Hide Away sounds good on paper: man loses family, runs away and starts re-building a boat in a symbolic nod to his own disrepair, helping a number of other people find their way in the meantime, and thus finding the redemption he came here looking for. Sadly, Eyre's film is able to find the emotional nuance in very little of that. More dialogue, more characterization, less heavy-handed editing, and more time would have helped the material breathe a little (though I can't say I wanted another 20 or 30 minutes when the credits finally rolled), but as is, Hide Away is a sloppy pile of ideas that never coalesce into anything more powerful than the sum of their parts (and actually distinctly less).
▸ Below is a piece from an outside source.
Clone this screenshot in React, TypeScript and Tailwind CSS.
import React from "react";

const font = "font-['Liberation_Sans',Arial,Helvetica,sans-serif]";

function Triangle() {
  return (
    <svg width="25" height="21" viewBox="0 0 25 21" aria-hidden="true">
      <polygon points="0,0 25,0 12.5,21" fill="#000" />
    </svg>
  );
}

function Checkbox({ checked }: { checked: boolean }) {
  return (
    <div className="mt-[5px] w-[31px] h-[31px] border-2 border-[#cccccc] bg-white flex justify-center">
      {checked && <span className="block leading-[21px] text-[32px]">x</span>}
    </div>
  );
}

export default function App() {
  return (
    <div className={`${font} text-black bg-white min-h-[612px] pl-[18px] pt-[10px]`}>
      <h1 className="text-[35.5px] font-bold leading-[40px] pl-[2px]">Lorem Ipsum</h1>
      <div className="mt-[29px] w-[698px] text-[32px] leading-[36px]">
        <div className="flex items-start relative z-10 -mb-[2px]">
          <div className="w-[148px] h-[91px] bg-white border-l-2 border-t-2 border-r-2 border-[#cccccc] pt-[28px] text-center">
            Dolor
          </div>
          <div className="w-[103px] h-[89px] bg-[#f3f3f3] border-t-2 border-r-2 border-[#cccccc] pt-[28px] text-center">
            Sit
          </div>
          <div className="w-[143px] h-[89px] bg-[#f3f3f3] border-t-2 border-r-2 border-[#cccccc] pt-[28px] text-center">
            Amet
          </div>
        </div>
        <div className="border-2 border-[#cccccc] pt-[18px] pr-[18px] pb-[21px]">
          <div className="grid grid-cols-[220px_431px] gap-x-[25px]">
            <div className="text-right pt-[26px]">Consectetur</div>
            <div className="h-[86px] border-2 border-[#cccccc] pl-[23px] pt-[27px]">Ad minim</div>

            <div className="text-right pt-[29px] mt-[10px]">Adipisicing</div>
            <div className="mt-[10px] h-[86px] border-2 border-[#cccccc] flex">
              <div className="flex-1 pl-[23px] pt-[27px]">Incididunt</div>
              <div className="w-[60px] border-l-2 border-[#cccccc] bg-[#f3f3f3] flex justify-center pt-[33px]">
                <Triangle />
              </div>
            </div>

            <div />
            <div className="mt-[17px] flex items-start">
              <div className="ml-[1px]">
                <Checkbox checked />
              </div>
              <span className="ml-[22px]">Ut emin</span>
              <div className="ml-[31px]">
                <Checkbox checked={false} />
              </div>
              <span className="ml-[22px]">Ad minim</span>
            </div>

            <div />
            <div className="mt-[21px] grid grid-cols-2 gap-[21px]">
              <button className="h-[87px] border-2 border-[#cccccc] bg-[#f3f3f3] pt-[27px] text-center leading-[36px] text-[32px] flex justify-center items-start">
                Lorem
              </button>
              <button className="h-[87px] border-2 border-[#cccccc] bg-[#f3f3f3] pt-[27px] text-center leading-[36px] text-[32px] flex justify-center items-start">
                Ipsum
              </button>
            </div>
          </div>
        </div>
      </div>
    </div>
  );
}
Minor characters (and alcoholism) disappear without a trace, relationships spring up from nowhere, without any vestige of believability, and then the film just ends. There's no climactic moment, no real resolution, and certainly no memorable message to take away when the credits roll. Instead, it feels like Eyre just got tired of making this movie, and while I can hardly blame him, he does a major disservice to his characters (and to Josh Lucas, in general) by never giving them the time to grow. Worse, he does a poor, shallow job of depicting a theme and struggle that should have been intrinsically devastating and viscerally moving; I just wish someone had told him.